What is required: Find the lines containing the word "this" and copy every one of them.
···
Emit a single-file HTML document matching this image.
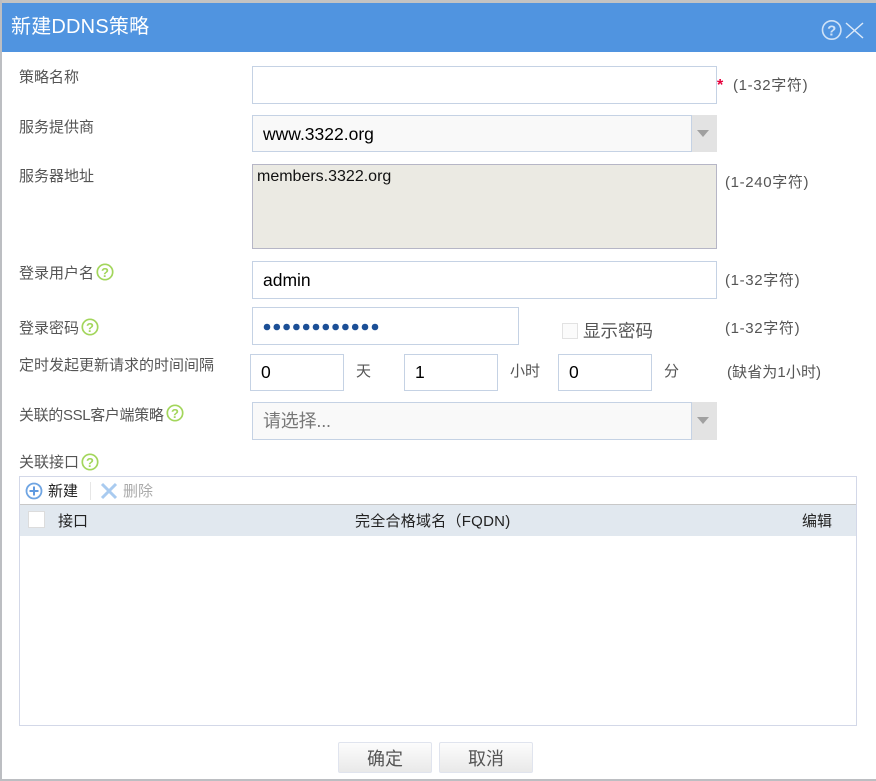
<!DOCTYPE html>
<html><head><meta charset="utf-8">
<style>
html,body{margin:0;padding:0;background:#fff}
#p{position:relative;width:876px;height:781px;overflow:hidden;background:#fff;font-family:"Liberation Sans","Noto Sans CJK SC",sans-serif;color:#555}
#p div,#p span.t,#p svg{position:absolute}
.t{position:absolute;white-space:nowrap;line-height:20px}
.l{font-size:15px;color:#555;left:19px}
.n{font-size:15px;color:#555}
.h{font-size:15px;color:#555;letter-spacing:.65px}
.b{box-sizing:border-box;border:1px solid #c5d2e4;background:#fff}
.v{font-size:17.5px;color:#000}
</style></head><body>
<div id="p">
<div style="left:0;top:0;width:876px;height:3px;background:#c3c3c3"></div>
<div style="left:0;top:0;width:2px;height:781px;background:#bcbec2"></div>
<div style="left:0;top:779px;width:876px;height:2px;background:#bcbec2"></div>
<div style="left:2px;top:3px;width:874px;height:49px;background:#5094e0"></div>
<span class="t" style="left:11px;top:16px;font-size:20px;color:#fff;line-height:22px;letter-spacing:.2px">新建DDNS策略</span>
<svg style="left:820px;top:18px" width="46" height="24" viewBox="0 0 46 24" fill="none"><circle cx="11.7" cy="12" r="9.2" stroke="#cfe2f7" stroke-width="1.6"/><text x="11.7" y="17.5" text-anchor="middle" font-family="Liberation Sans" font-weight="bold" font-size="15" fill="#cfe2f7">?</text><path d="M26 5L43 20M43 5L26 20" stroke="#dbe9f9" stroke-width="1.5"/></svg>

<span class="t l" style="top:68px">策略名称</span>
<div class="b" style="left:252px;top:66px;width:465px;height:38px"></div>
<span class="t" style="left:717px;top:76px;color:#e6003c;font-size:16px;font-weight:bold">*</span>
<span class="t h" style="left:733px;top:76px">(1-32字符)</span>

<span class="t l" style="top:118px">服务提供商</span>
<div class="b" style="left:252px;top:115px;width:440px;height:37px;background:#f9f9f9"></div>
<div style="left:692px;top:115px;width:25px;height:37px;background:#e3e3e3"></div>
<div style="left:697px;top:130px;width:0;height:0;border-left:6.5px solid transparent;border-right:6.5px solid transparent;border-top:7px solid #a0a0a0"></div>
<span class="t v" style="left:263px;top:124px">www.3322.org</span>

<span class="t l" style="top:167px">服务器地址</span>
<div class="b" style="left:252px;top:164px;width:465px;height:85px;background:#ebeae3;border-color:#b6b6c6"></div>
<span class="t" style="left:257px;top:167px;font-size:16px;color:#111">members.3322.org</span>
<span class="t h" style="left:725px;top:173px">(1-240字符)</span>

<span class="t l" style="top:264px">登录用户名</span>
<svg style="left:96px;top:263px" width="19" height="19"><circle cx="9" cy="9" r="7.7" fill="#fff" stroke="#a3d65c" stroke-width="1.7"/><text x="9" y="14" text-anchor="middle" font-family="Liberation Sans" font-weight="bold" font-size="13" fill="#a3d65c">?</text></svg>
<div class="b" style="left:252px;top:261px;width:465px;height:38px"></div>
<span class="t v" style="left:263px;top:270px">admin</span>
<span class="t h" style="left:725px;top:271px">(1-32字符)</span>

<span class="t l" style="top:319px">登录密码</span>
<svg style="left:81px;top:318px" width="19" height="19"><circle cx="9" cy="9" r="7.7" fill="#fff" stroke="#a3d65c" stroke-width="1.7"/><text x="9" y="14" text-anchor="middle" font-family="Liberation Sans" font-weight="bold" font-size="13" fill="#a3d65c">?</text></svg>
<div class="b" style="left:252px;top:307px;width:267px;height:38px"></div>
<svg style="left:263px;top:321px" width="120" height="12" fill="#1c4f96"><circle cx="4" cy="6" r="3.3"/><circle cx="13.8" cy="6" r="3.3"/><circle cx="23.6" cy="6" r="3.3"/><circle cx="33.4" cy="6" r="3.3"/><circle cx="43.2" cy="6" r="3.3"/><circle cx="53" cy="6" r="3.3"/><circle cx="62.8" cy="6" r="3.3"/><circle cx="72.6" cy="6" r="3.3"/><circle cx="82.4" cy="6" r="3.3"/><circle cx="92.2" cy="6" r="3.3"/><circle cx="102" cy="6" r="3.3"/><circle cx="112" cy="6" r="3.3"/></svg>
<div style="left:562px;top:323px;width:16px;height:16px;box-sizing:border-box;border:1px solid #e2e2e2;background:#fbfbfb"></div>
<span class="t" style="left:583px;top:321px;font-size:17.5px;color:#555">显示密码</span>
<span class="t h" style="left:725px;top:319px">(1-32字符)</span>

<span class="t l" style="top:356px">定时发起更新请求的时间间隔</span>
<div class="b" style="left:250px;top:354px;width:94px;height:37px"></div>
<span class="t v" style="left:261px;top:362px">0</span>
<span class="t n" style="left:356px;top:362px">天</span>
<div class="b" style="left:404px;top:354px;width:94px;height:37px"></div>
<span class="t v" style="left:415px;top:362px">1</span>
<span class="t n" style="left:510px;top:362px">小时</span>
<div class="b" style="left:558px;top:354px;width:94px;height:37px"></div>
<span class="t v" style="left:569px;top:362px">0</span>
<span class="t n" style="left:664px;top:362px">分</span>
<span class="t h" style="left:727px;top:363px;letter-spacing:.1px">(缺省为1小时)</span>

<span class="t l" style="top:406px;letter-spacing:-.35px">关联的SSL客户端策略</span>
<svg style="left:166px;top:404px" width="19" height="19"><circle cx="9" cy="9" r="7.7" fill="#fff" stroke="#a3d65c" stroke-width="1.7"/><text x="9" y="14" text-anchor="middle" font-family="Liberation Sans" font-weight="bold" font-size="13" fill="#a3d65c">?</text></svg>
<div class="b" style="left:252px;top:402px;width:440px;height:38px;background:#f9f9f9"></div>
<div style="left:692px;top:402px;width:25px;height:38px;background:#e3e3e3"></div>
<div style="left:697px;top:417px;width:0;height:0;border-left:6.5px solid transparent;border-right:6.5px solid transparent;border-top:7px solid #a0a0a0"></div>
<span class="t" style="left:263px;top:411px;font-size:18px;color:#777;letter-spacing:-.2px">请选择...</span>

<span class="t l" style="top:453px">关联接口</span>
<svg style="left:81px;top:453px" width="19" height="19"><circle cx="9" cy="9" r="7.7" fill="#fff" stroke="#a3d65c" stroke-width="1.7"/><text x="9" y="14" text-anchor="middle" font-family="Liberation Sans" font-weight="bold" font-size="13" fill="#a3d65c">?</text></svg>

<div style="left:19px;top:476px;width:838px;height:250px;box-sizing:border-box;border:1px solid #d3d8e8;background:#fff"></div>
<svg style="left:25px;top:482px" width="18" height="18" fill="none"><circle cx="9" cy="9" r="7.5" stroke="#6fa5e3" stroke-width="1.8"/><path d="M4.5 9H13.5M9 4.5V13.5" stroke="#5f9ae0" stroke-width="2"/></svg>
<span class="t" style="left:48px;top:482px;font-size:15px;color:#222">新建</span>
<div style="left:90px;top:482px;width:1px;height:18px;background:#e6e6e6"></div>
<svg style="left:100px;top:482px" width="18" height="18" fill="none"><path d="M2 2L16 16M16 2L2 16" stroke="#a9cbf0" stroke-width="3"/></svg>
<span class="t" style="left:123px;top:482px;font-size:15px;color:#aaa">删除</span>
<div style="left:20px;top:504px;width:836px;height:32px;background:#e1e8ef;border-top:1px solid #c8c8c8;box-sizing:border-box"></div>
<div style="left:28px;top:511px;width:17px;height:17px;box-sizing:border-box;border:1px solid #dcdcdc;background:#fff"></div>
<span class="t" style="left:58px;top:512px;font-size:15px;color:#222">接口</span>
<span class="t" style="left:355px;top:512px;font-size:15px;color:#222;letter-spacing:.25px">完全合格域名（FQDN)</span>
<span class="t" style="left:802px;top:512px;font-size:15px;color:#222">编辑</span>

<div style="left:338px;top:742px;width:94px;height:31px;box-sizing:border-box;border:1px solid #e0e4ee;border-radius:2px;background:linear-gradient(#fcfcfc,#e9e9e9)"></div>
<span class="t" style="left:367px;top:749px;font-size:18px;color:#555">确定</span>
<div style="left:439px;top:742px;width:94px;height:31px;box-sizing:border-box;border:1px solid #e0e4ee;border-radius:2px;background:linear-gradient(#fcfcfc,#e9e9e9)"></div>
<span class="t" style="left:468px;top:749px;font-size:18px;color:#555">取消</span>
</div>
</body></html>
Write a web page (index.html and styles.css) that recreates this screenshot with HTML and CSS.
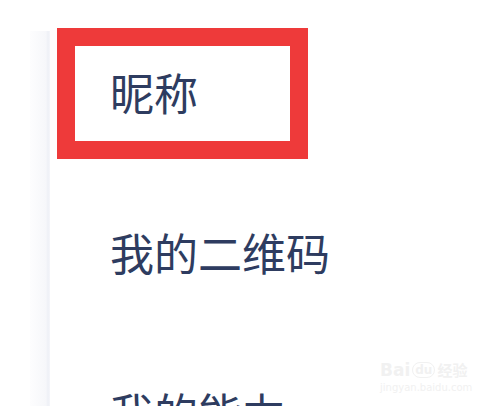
···
Correct answer:
Emit a single-file HTML document matching this image.
Write a web page (index.html and styles.css) that recreates this screenshot with HTML and CSS.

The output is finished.